MAKLUMAT — Pemerintah Kabupaten (Pemkab) bersama Dewan Perwakilan Rakyat Kabupaten (DPRK) Aceh Tengah mengambil langkah tegas dengan melarang penggunaan alat tangkap ikan jenis cangkul padang dan pukat dorong (dikenal sebagai dedem dalam Bahasa Gayo).
Kebijakan tersebut dianggap sebagai salah satu langkah penting dan strategis dalam mencegah kerusakan ekosistem dan menyelamatkan Danau Lut Tawar.
Wakil Ketua DPRK Aceh Tengah, H Hamdan SH, menegaskan bahwa langkah tersebut diambil lantaran ancaman serius terhadap ekosistem di Danau Lut Tawar. Menurutnya, danau yang membentang seluas 5.462 hektare itu merupakan sumber kehidupan, pusat pariwisata, sekaligus penyangga ekonomi masyarakat Aceh Tengah.
Namun, lanjutnya, aktivitas perikanan yang tidak ramah lingkungan menjadi ancaman serius bagi kelangsungan habitat di sana, terutama spesies ikan endemik seperti depik (rasbora tawarensis).
“Karena kita mengacu kepada Qanun Peraturan Daerah Kabupaten Aceh Tengah Nomor 5 Tahun 1999 tentang Pengelolaan Danau Laut Tawar dan Sumber Daya, dan Undang-Undang Nomor 31 Tahun 2004 tentang Perikanan, ada ancaman pidana yang sangat besar jika menggunakan alat tangkap ikan yang dilarang,” kata Hamdan, dalam keterangan yang diterima Maklumat.ID, Kamis (22/5/2025).
Hamdan menjelaskan, langkah tersebut juga merupakan komitmen bersama, bukan hanya untuk kepentingan ekologis, melainkan juga demi masa depan masyarakat Gayo secara menyeluruh.

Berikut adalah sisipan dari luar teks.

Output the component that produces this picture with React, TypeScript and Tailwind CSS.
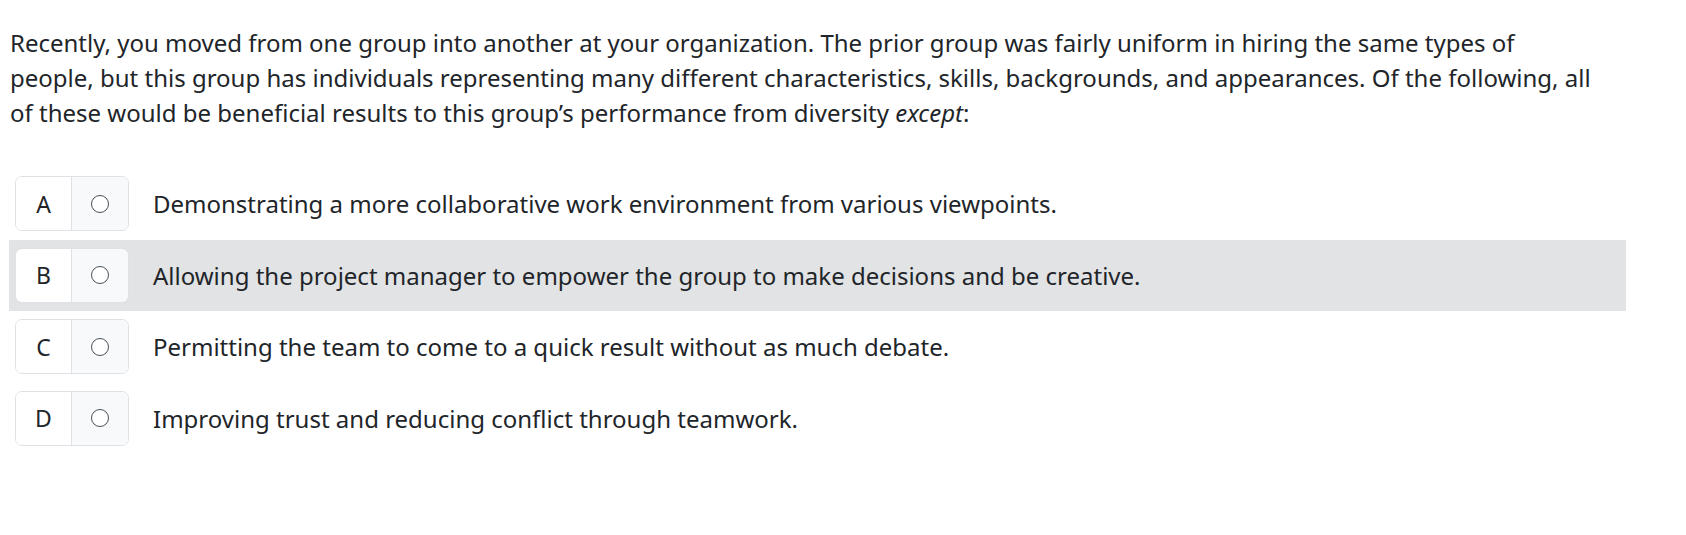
const OPTIONS = [
  { letter: 'A', text: 'Demonstrating a more collaborative work environment from various viewpoints.' },
  { letter: 'B', text: 'Allowing the project manager to empower the group to make decisions and be creative.' },
  { letter: 'C', text: 'Permitting the team to come to a quick result without as much debate.' },
  { letter: 'D', text: 'Improving trust and reducing conflict through teamwork.' },
]

export default function App() {
  const hovered = 'B'
  return (
    <div
      className="bg-white min-h-[535px] pl-[9px] pt-[25px] text-[#212529]"
      style={{ fontFamily: '"Noto Sans", "Open Sans", sans-serif' }}
    >
      <div className="w-[1617px]">
        <p className="w-[1592px] text-[24px] leading-[35px] pl-px">
          Recently, you moved from one group into another at your organization. The prior group was fairly uniform in hiring
          the same types of people, but this group has individuals representing many different characteristics, skills,
          backgrounds, and appearances. Of the following, all of these would be beneficial results to this group’s
          performance from diversity <em>except</em>:
        </p>

        <div className="mt-[38px]">
          {OPTIONS.map((o) => (
            <div
              key={o.letter}
              className={`flex items-center h-[71.5px] pl-[6px] ${o.letter === hovered ? 'bg-[#e2e3e5]' : ''}`}
            >
              <div className="flex h-[55px] w-[114px] shrink-0 rounded-[7px] border border-[#dee2e6] overflow-hidden">
                <div className="flex w-[56px] items-center justify-center bg-white text-[23px] border-r border-[#dee2e6]">
                  {o.letter}
                </div>
                <div className="flex flex-1 items-center justify-center bg-[#f8f9fa]">
                  <span className="block h-[18px] w-[18px] rounded-full border-[1.5px] border-[#495057] bg-white" />
                </div>
              </div>
              <span className="ml-[24px] text-[24px] leading-[35px]">{o.text}</span>
            </div>
          ))}
        </div>
      </div>
    </div>
  )
}
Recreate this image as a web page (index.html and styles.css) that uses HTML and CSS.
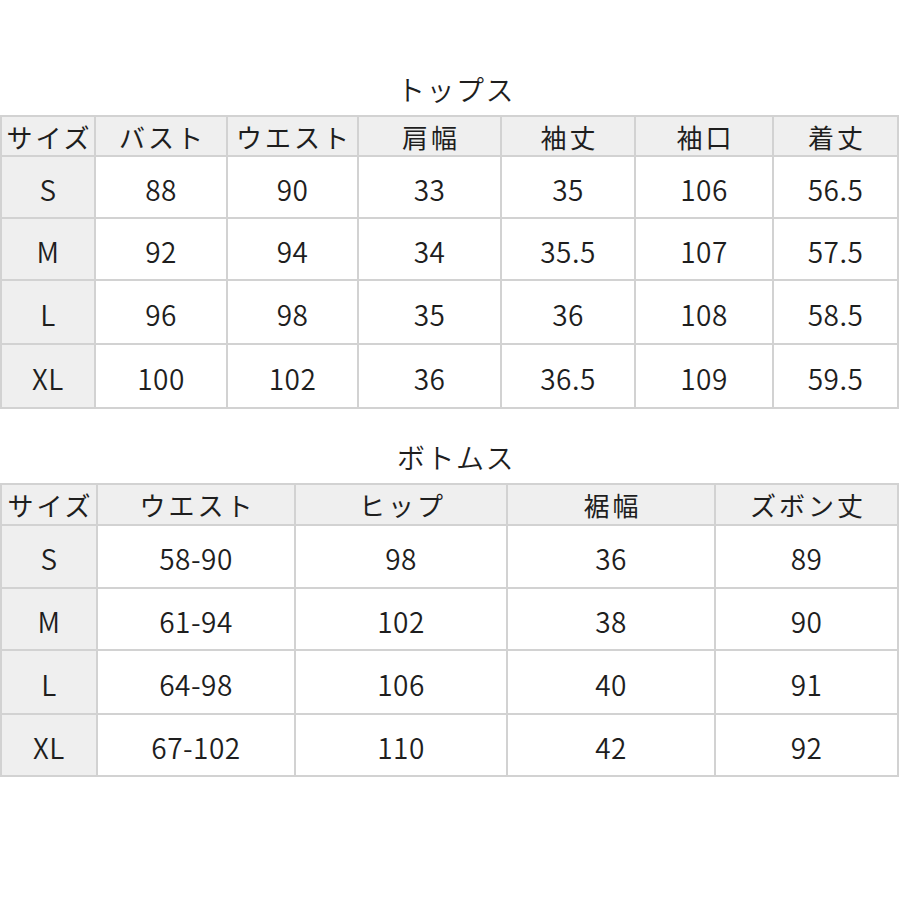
FILE: index.html
```html
<!DOCTYPE html>
<html lang="ja">
<head>
<meta charset="utf-8">
<link rel="stylesheet" href="styles.css">
</head>
<body>
<div class="page">
  <div class="title title-top">トップス</div>
  <div class="grid grid-tops">
    <div class="cell head">サイズ</div>
    <div class="cell head">バスト</div>
    <div class="cell head">ウエスト</div>
    <div class="cell head">肩幅</div>
    <div class="cell head">袖丈</div>
    <div class="cell head">袖口</div>
    <div class="cell head">着丈</div>

    <div class="cell size">S</div>
    <div class="cell">88</div><div class="cell">90</div><div class="cell">33</div><div class="cell">35</div><div class="cell">106</div><div class="cell">56.5</div>

    <div class="cell size">M</div>
    <div class="cell">92</div><div class="cell">94</div><div class="cell">34</div><div class="cell">35.5</div><div class="cell">107</div><div class="cell">57.5</div>

    <div class="cell size">L</div>
    <div class="cell">96</div><div class="cell">98</div><div class="cell">35</div><div class="cell">36</div><div class="cell">108</div><div class="cell">58.5</div>

    <div class="cell size">XL</div>
    <div class="cell">100</div><div class="cell">102</div><div class="cell">36</div><div class="cell">36.5</div><div class="cell">109</div><div class="cell">59.5</div>
  </div>

  <div class="title title-bottom">ボトムス</div>
  <div class="grid grid-bottoms">
    <div class="cell head">サイズ</div>
    <div class="cell head">ウエスト</div>
    <div class="cell head">ヒップ</div>
    <div class="cell head">裾幅</div>
    <div class="cell head">ズボン丈</div>

    <div class="cell size">S</div>
    <div class="cell">58-90</div><div class="cell">98</div><div class="cell">36</div><div class="cell">89</div>

    <div class="cell size">M</div>
    <div class="cell">61-94</div><div class="cell">102</div><div class="cell">38</div><div class="cell">90</div>

    <div class="cell size">L</div>
    <div class="cell">64-98</div><div class="cell">106</div><div class="cell">40</div><div class="cell">91</div>

    <div class="cell size">XL</div>
    <div class="cell">67-102</div><div class="cell">110</div><div class="cell">42</div><div class="cell">92</div>
  </div>
</div>
</body>
</html>
```
FILE: styles.css
```css
* { box-sizing: border-box; }
html, body {
  margin: 0;
  padding: 0;
  background: #ffffff;
}
body {
  font-family: "Noto Sans CJK JP", "Noto Sans", sans-serif;
  color: #1e1e1e;
}
.page {
  width: 900px;
}
.title {
  height: 48px;
  line-height: 48px;
  text-align: center;
  font-size: 28px;
  font-weight: 350;
  letter-spacing: 1.5px;
  padding-left: 12px;
  box-sizing: content-box;
}
.title-top {
  padding-top: 65px;
  margin-bottom: 2px;
}
.title-bottom {
  padding-top: 24px;
  margin-bottom: 2px;
}
.grid {
  display: grid;
  width: 899px;
  background: #d2d2d2;
  padding: 2px;
  gap: 2px;
}
.grid-tops {
  grid-template-columns: 92px 130px 129px 141px 132px 136px 123px;
  grid-template-rows: 38px 60px 60px 62px 62px;
}
.grid-bottoms {
  grid-template-columns: 94px 196px 210px 206px 181px;
  grid-template-rows: 39px 61px 60px 62px 60px;
}
.cell {
  background: #ffffff;
  display: flex;
  align-items: center;
  justify-content: center;
  font-size: 28px;
  font-weight: 350;
  letter-spacing: 0.5px;
  padding-top: 3px;
  white-space: nowrap;
}
.head {
  background: #efefef;
  font-size: 26px;
  font-weight: 400;
  letter-spacing: 3px;
  padding-top: 0;
  padding-left: 3px;
}
.size {
  background: #efefef;
}
```
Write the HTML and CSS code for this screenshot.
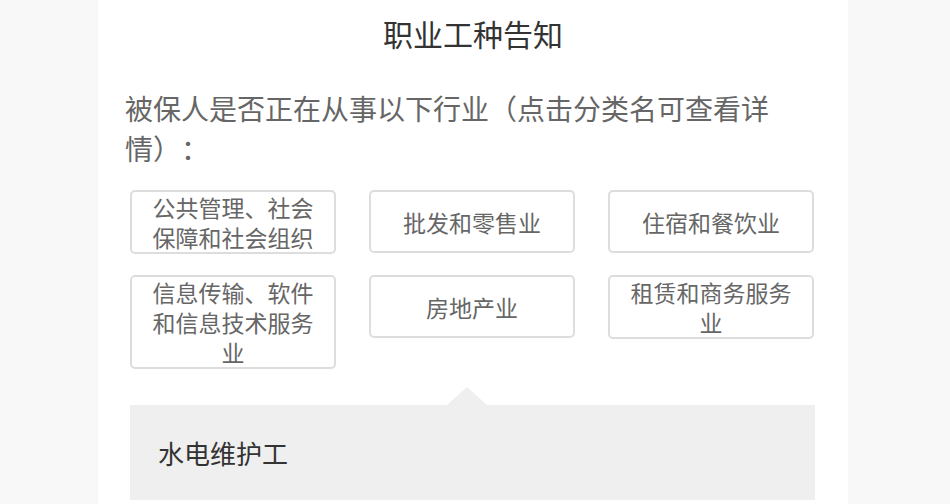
FILE: index.html
```html
<!DOCTYPE html>
<html lang="zh-CN">
<head>
<meta charset="utf-8">
<title>职业工种告知</title>
<link rel="stylesheet" href="styles.css">
</head>
<body>
<div class="page">
  <h1 class="title">职业工种告知</h1>
  <p class="question">被保人是否正在从事以下行业（点击分类名可查看详情）：</p>
  <div class="grid">
    <div class="cat">公共管理、社会保障和社会组织</div>
    <div class="cat">批发和零售业</div>
    <div class="cat">住宿和餐饮业</div>
    <div class="cat">信息传输、软件和信息技术服务业</div>
    <div class="cat">房地产业</div>
    <div class="cat">租赁和商务服务业</div>
  </div>
  <div class="panel">
    <div class="job">水电维护工</div>
  </div>
</div>
</body>
</html>
```
FILE: styles.css
```css
html, body {
  margin: 0;
  padding: 0;
}
body {
  background: #f8f8f8;
  font-family: "Noto Sans CJK SC", "Noto Sans", sans-serif;
  text-spacing-trim: space-all;
}
.page {
  width: 750px;
  margin-left: 98px;
  min-height: 504px;
  background: #fff;
  padding: 13px 27px 0;
  box-sizing: border-box;
}
.title {
  margin: 0;
  font-size: 30px;
  font-weight: normal;
  line-height: 40px;
  color: #333;
  text-align: center;
}
.question {
  margin: 35px 0 0;
  width: 660px;
  font-size: 28px;
  line-height: 40px;
  color: #666;
}
.grid {
  margin: 22px 0 0 5px;
  display: grid;
  grid-template-columns: 206px 206px 206px;
  column-gap: 33px;
  row-gap: 21px;
  align-items: start;
}
.cat {
  box-sizing: border-box;
  min-height: 63px;
  border: 2px solid #ddd;
  border-radius: 5px;
  padding: 0 12px;
  font-size: 23px;
  line-height: 30px;
  color: #666;
  text-align: center;
  display: flex;
  align-items: center;
  justify-content: center;
}
.panel {
  position: relative;
  margin: 36px 0 0 5px;
  width: 685px;
  height: 95px;
  background: #efefef;
  box-sizing: border-box;
  padding: 30px 0 0 28px;
}
.panel::before {
  content: "";
  position: absolute;
  bottom: 100%;
  left: 317px;
  width: 0;
  height: 0;
  border-left: 20px solid transparent;
  border-right: 20px solid transparent;
  border-bottom: 18px solid #efefef;
}
.job {
  font-size: 26px;
  line-height: 36px;
  color: #333;
}
```
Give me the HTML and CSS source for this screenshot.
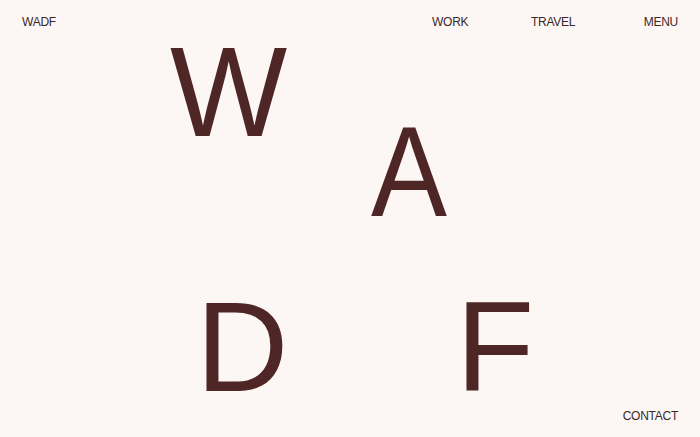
FILE: index.html
```html
<!DOCTYPE html>
<html lang="en">
<head>
<meta charset="utf-8">
<title>WADF</title>
<link rel="stylesheet" href="styles.css">
</head>
<body>
<div class="page">
  <header class="header">
    <a class="logo" href="#">WADF</a>
    <nav class="nav">
      <a href="#">WORK</a>
      <a href="#">TRAVEL</a>
      <a class="nav-menu" href="#">MENU</a>
    </nav>
  </header>
  <main class="canvas">
    <span class="glyph glyph-w">W</span>
    <span class="glyph glyph-a">A</span>
    <span class="glyph glyph-d">D</span>
    <span class="glyph glyph-f">F</span>
  </main>
  <footer class="footer">
    <a href="#">CONTACT</a>
  </footer>
</div>
</body>
</html>
```
FILE: styles.css
```css
html, body {
  margin: 0;
  padding: 0;
}
body {
  background: #fcf7f4;
  font-family: "Liberation Sans", Arial, sans-serif;
  color: #3b2727;
}
a {
  color: inherit;
  text-decoration: none;
}
.page {
  position: relative;
  width: 700px;
  height: 437px;
  overflow: hidden;
  display: flex;
  flex-direction: column;
}
.header {
  display: flex;
  justify-content: space-between;
  align-items: center;
  padding: 15px 22px 0 22px;
  font-size: 12px;
  line-height: 15px;
  letter-spacing: -0.25px;
  position: relative;
  z-index: 2;
}
.nav {
  display: grid;
  grid-template-columns: 99px 1fr auto;
  width: 246px;
}
.nav-menu {
  justify-self: end;
}
.canvas {
  position: relative;
  flex: 1;
}
.glyph {
  position: absolute;
  font-size: 128px;
  line-height: 128px;
  color: #4f2626;
  display: inline-block;
}
.glyph-w {
  left: 170px;
  top: -2px;
  transform: scaleX(0.97);
  transform-origin: left center;
}
.glyph-a {
  left: 371px;
  top: 78px;
  transform: scaleX(0.89);
  transform-origin: left center;
}
.glyph-d {
  left: 196px;
  top: 253px;
}
.glyph-f {
  left: 456px;
  top: 253px;
}
.footer {
  display: flex;
  justify-content: flex-end;
  padding: 0 22px 13px 22px;
  font-size: 12px;
  line-height: 15px;
  letter-spacing: -0.25px;
}
```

“Kita hadir hari ini, bahwa Danau Lut Tawar mau kita selamatkan. Poin kita rapat sore ini, mendapatkan komitmen bersama, kita semua harus berani karena bukan untuk pribadi, untuk penyelamatan daerah anugerah yang diberikan Allah Swt,” tandasnya.
Larangan tersebut sekaligus menjadi upaya pelestarian depik, ikan khas Danau Lut Tawar yang kini mulai sulit ditemukan karena eksploitasi berlebih dan penggunaan alat tangkap yang merusak lingkungan dasar danau.
Lebih jauh, Hamdan menggarisbawahi, kebijakan pelarangan cangkul padang dan dedem itu bukanlah kebijakan sepihak, melainkan hasil kajian dan dialog panjang dengan berbagai elemen masyarakat yang peduli akan keberlanjutan ekosistem danau.
Langkah proaktif tersebut diharapkan mampu memicu gerakan kolektif, melibatkan sinergi antara pemerintah, masyarakat, akademisi, dan seluruh pemangku kepentingan. Sebab, kata Hamdan, menjaga Danau Lut Tawar bukan hanya menyelamatkan alam, tapi juga menjaga identitas, sejarah, dan warisan masyarakat Gayo untuk generasi yang akan datang.